SEEM’s backers argued that the geographic limits were needed to implement the 15-minute trades, but the court noted that they could have designed the system differently to more efficiently handle such requests.

“The creation of a new service that — by its design — excludes existing market participants evokes the discriminatory practices against third-party competitors by monopoly utilities that prompted the commission’s adoption of Order No. 888,” the majority said.

It ruled that FERC failed to offer a good enough explanation on how the rules are better than the pro forma tariff and that it will have to explain that better, or explore rule changes, on remand.

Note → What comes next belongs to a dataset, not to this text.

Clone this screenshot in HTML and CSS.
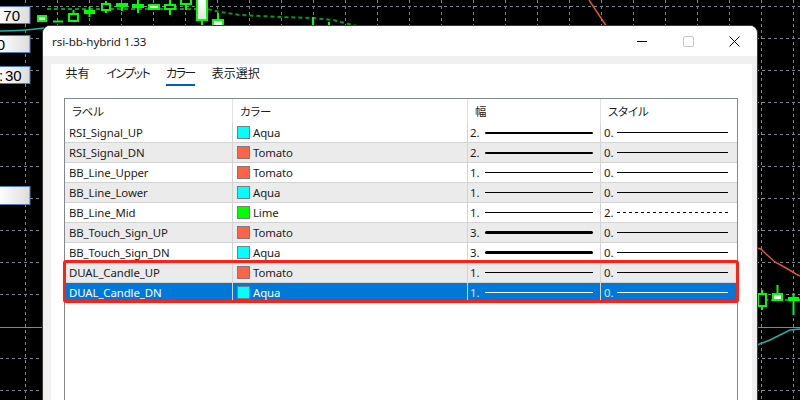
FILE: index.html
```html
<!DOCTYPE html>
<html>
<head>
  <meta charset="utf-8">
  <title>rsi-bb-hybrid 1.33</title>
  <link rel="stylesheet" href="styles.css">
</head>
<body>
  <!-- chart behind the dialog -->
  <svg class="chart" width="800" height="400" viewBox="0 0 800 400">
    <defs>
      <linearGradient id="tag" x1="0" x2="1" y1="0" y2="0">
        <stop offset="0" stop-color="#fff"/>
        <stop offset="1" stop-color="#dcdcdc"/>
      </linearGradient>
      <linearGradient id="bull" x1="0" x2="0" y1="0" y2="1">
        <stop offset="0" stop-color="#fff"/>
        <stop offset="1" stop-color="#e2e2e2"/>
      </linearGradient>
    </defs>
    <rect width="800" height="400" fill="#000"/>
    <path class="grid" d="M25.5 0V400M57.5 0V400M89.5 0V400M121.5 0V400M153.5 0V400M185.5 0V400M217.5 0V400M249.5 0V400M281.5 0V400M313.5 0V400M345.5 0V400M377.5 0V400M409.5 0V400M441.5 0V400M473.5 0V400M505.5 0V400M537.5 0V400M569.5 0V400M601.5 0V400M633.5 0V400M665.5 0V400M697.5 0V400M729.5 0V400M761.5 0V400M793.5 0V400M0 6.5H800M0 38.5H800M0 70.5H800M0 102.5H800M0 134.5H800M0 166.5H800M0 198.5H800M0 230.5H800M0 262.5H800M0 294.5H800M0 358.5H800M0 390.5H800"/>
    <path class="level" d="M0 327.5H800"/>

    <!-- moving averages / bands -->
    <path class="ma" d="M47 9H207L220 12L240 15L280 17L313 18L333 20L353 25L362 27"/>
    <path class="ma" d="M757 300H800"/>
    <path class="teal" d="M0 31C15 31 30 30 44 28"/>
    <path class="teal" d="M757 345L770 340L790 330L800 329"/>
    <path class="red" d="M589 0L607 27"/>
    <path class="red" d="M757 248L761 249L766 254L775 262L786 268L796 274L800 276"/>

    <!-- candles -->
    <g class="wick">
      <path d="M73.5 10V14M89.5 7V17M106 1V13M122 7V11M138 0V13M170 0V15M186 5V10M202 20V25M218 13V20M313 17V26M329 22V26"/>
      <path d="M762 290V310M777.5 285V294M793.5 293V315"/>
      <path d="M53 21.5H63"/>
    </g>
    <g class="candle">
      <rect x="38" y="16" width="8" height="5" fill="#fff"/>
      <rect x="69" y="14" width="9" height="7" fill="#000"/>
      <rect x="85" y="11" width="9" height="2" fill="#000"/>
      <rect x="102" y="4" width="8" height="6" fill="#000"/>
      <rect x="117" y="4" width="10" height="2" fill="#fff"/>
      <rect x="133" y="5" width="10" height="2" fill="#000"/>
      <rect x="149" y="5" width="10" height="4" fill="#fff"/>
      <rect x="165" y="5" width="10" height="4" fill="#000"/>
      <rect x="181" y="-1" width="10" height="5" fill="#000"/>
      <rect x="197" y="-1" width="10" height="21" fill="url(#bull)"/>
      <rect x="213" y="20" width="10" height="8" fill="url(#bull)"/>
      <rect x="758" y="294" width="8" height="12" fill="#000"/>
      <rect x="773" y="294" width="9" height="6" fill="#fff"/>
      <rect x="789" y="298" width="9" height="2" fill="#000"/>
    </g>

    <!-- price tags on the left edge -->
    <g class="tags">
      <rect x="-2" y="6.5" width="32" height="17"/>
      <rect x="-2" y="35.5" width="32" height="17"/>
      <rect x="-2" y="66.5" width="32" height="17"/>
      <rect x="-2" y="186.5" width="32" height="18"/>
    </g>
    <g class="tagtext">
      <text x="20" y="21" text-anchor="end">70</text>
      <text x="5" y="50" text-anchor="end">50</text>
      <text x="-1" y="81">:<tspan x="5">30</tspan></text>
    </g>
  </svg>

  <div class="dialog">
    <div class="titlebar">
      <span class="title">rsi-bb-hybrid 1.33</span>
      <div class="controls">
        <span class="ctl"><svg width="10" height="10"><path d="M0 5.5H10" stroke="#000"/></svg></span>
        <span class="ctl"><svg width="11" height="11"><rect x="0.5" y="0.5" width="10" height="10" rx="1.5" fill="none" stroke="#c6c6c6"/></svg></span>
        <span class="ctl"><svg width="11" height="11"><path d="M0.5 0.5L10.5 10.5M10.5 0.5L0.5 10.5" stroke="#000"/></svg></span>
      </div>
    </div>

    <div class="panel">
      <div class="tabs">
        <span class="tab">共有</span>
        <span class="tab kana">インプット</span>
        <span class="tab kana active">カラー</span>
        <span class="tab">表示選択</span>
      </div>

      <div class="list">
        <div class="row head">
          <div>ラベル</div><div>カラー</div><div>幅</div><div>スタイル</div>
        </div>
        <div class="row">
          <div>RSI_Signal_UP</div>
          <div><i class="swatch aqua"></i>Aqua</div>
          <div class="wd"><span class="num">2.</span><span class="stroke w2"></span></div>
          <div class="st"><span class="num">0.</span><span class="stroke"></span></div>
        </div>
        <div class="row alt">
          <div>RSI_Signal_DN</div>
          <div><i class="swatch tomato"></i>Tomato</div>
          <div class="wd"><span class="num">2.</span><span class="stroke w2"></span></div>
          <div class="st"><span class="num">0.</span><span class="stroke"></span></div>
        </div>
        <div class="row">
          <div>BB_Line_Upper</div>
          <div><i class="swatch tomato"></i>Tomato</div>
          <div class="wd"><span class="num">1.</span><span class="stroke"></span></div>
          <div class="st"><span class="num">0.</span><span class="stroke"></span></div>
        </div>
        <div class="row alt">
          <div>BB_Line_Lower</div>
          <div><i class="swatch aqua"></i>Aqua</div>
          <div class="wd"><span class="num">1.</span><span class="stroke"></span></div>
          <div class="st"><span class="num">0.</span><span class="stroke"></span></div>
        </div>
        <div class="row">
          <div>BB_Line_Mid</div>
          <div><i class="swatch lime"></i>Lime</div>
          <div class="wd"><span class="num">1.</span><span class="stroke"></span></div>
          <div class="st"><span class="num">2.</span><span class="stroke dot"></span></div>
        </div>
        <div class="row alt">
          <div>BB_Touch_Sign_UP</div>
          <div><i class="swatch tomato"></i>Tomato</div>
          <div class="wd"><span class="num">3.</span><span class="stroke w3"></span></div>
          <div class="st"><span class="num">0.</span><span class="stroke"></span></div>
        </div>
        <div class="row">
          <div>BB_Touch_Sign_DN</div>
          <div><i class="swatch aqua"></i>Aqua</div>
          <div class="wd"><span class="num">3.</span><span class="stroke w3"></span></div>
          <div class="st"><span class="num">0.</span><span class="stroke"></span></div>
        </div>
        <div class="row alt">
          <div>DUAL_Candle_UP</div>
          <div><i class="swatch tomato"></i>Tomato</div>
          <div class="wd"><span class="num">1.</span><span class="stroke"></span></div>
          <div class="st"><span class="num">0.</span><span class="stroke"></span></div>
        </div>
        <div class="row sel">
          <div>DUAL_Candle_DN</div>
          <div><i class="swatch aqua"></i>Aqua</div>
          <div class="wd"><span class="num">1.</span><span class="stroke"></span></div>
          <div class="st"><span class="num">0.</span><span class="stroke"></span></div>
        </div>
        <div class="mark"></div>
      </div>
    </div>
  </div>
</body>
</html>
```

FILE: styles.css
```css
html, body {
  margin: 0;
  padding: 0;
  height: 400px;
  overflow: hidden;
  background: #000;
}
body {
  font-family: "Noto Sans", "Noto Sans CJK JP", sans-serif;
  font-size: 11.4px;
  letter-spacing: -0.1px;
  color: #1b1b1b;
  font-feature-settings: "palt";
}

/* chart */
.chart {
  position: absolute;
  left: 0;
  top: 0;
}
.grid {
  fill: none;
  stroke: #778899;
  stroke-dasharray: 3 3;
}
.level {
  stroke: #778899;
}
.ma {
  fill: none;
  stroke: #0a9a0a;
  stroke-width: 2;
  stroke-dasharray: 4 3;
}
.teal {
  fill: none;
  stroke: #20b2aa;
  stroke-width: 1.5;
}
.red {
  fill: none;
  stroke: #e0563a;
  stroke-width: 1.5;
}
.wick path {
  stroke: #00ff00;
  stroke-width: 2;
}
.candle rect {
  stroke: #00ff00;
  stroke-width: 2;
}
.tags rect {
  fill: url(#tag);
  stroke: #4f7db5;
}
.tagtext text {
  font-family: "Liberation Sans", sans-serif;
  font-size: 15px;
  letter-spacing: 0;
  fill: #000;
}

/* dialog window */
.dialog {
  position: absolute;
  left: 42px;
  top: 25px;
  width: 714px;
  height: 400px;
  background: #f0f0f0;
  border: 1px solid #3a3a3a;
  border-radius: 8px 8px 0 0;
  overflow: hidden;
}
.titlebar {
  display: flex;
  align-items: center;
  height: 30px;
  background: #fff;
}
.title {
  padding-left: 9px;
  font-size: 11.6px;
}
.controls {
  display: flex;
  margin-left: auto;
  height: 30px;
}
.ctl {
  display: flex;
  align-items: center;
  justify-content: center;
  width: 46px;
}

.panel {
  margin: 8px 5px 0 8px;
  height: 360px;
  background: #fff;
}
.tabs {
  display: flex;
  padding-left: 6px;
  height: 22px;
  font-size: 12px;
  letter-spacing: 0;
}
.tab {
  margin: 0 8.5px;
  line-height: 20px;
  border-bottom: 2px solid transparent;
}
.tab.kana {
  letter-spacing: -1.6px;
}
.tab.active {
  border-bottom-color: #005fb8;
}

/* list view */
.list {
  position: relative;
  margin: 12px 14px 0 13px;
  height: 320px;
  border: 1px solid #828790;
}
.row {
  display: grid;
  grid-template-columns: 168px 235px 133px 136px;
  height: 19px;
  border-bottom: 1px solid #d4d4d4;
}
.row > div {
  display: flex;
  align-items: center;
  padding-left: 4px;
  border-right: 1px solid #d4d4d4;
  white-space: nowrap;
  overflow: hidden;
}
.row > div:last-child {
  border-right: none;
}
.row.alt {
  background: #ebebeb;
}
.row.sel {
  background: #0078d7;
  color: #fff;
}
.head {
  height: 24px;
  border-bottom: none;
}
.head > div {
  padding-left: 7px;
  border-right-color: #e0e0e0;
}

.swatch {
  width: 11px;
  height: 11px;
  margin-right: 3px;
  border: 1px solid #7c7c7c;
}
.aqua { background: #00ffff; }
.tomato { background: #ff6347; }
.lime { background: #00ff00; }

.row .wd {
  padding-left: 2px;
}
.row .st {
  padding-left: 3px;
}
.num {
  width: 15px;
}
.st .num {
  width: 13px;
}
.stroke {
  width: 108px;
  height: 1px;
  background: #000;
}
.st .stroke {
  width: 111px;
}
.w2 {
  height: 2px;
  border-radius: 1px;
}
.w3 {
  height: 3px;
  border-radius: 2px;
}
.dot {
  background: repeating-linear-gradient(90deg, #000 0 3px, transparent 3px 6px);
}
.sel .num {
  color: #d4e9fb;
}
.sel .stroke {
  background: #fff;
}

/* highlight frame around the DUAL rows */
.mark {
  position: absolute;
  left: -2px;
  top: 161px;
  width: 676px;
  height: 43px;
  box-sizing: border-box;
  border: 3px solid #ff2212;
  border-radius: 3px;
}
```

Opponents argued that under Order 888, NFEETS made SEEM a loose power pool, which is required to be open to nonmembers. Order 888 qualifies loose power pools as arrangements between more than two utilities where they offer discounted power, specifically mentioning “non-pancaked” rates as a discount.

SEEM charges only one transmission rate for power to cross all of its members’ systems, so the majority found that FERC failed to adequately explain why it was not a loose power pool.

Rao dissented on the NFEETS issue, finding that SEEM’s backers had compelling technical reasons to limit participation to entities within its footprint and that FERC correctly determined it was not a loose power pool.

“NFEETS does not limit access to any currently existing service,” Rao wrote. “Rather, it provides an entirely new service that facilitates valuable short-term energy transactions, resulting in substantial cost savings across the Southeast. The tariff revisions are thus strictly preferable to the existing tariffs.”

She also agreed with FERC that SEEM did not qualify as a loose power pool because it creates the opportunity for new transactions; it does not “in any sense result in a discounted or special rate from existing arrangements.”

“SEEM provides a valuable service by establishing a new market for utilities in the Southeast to engage in short-term energy transactions,” Rao said. “FERC reasonably approved the no-cost transmission service necessary to implement SEEM.”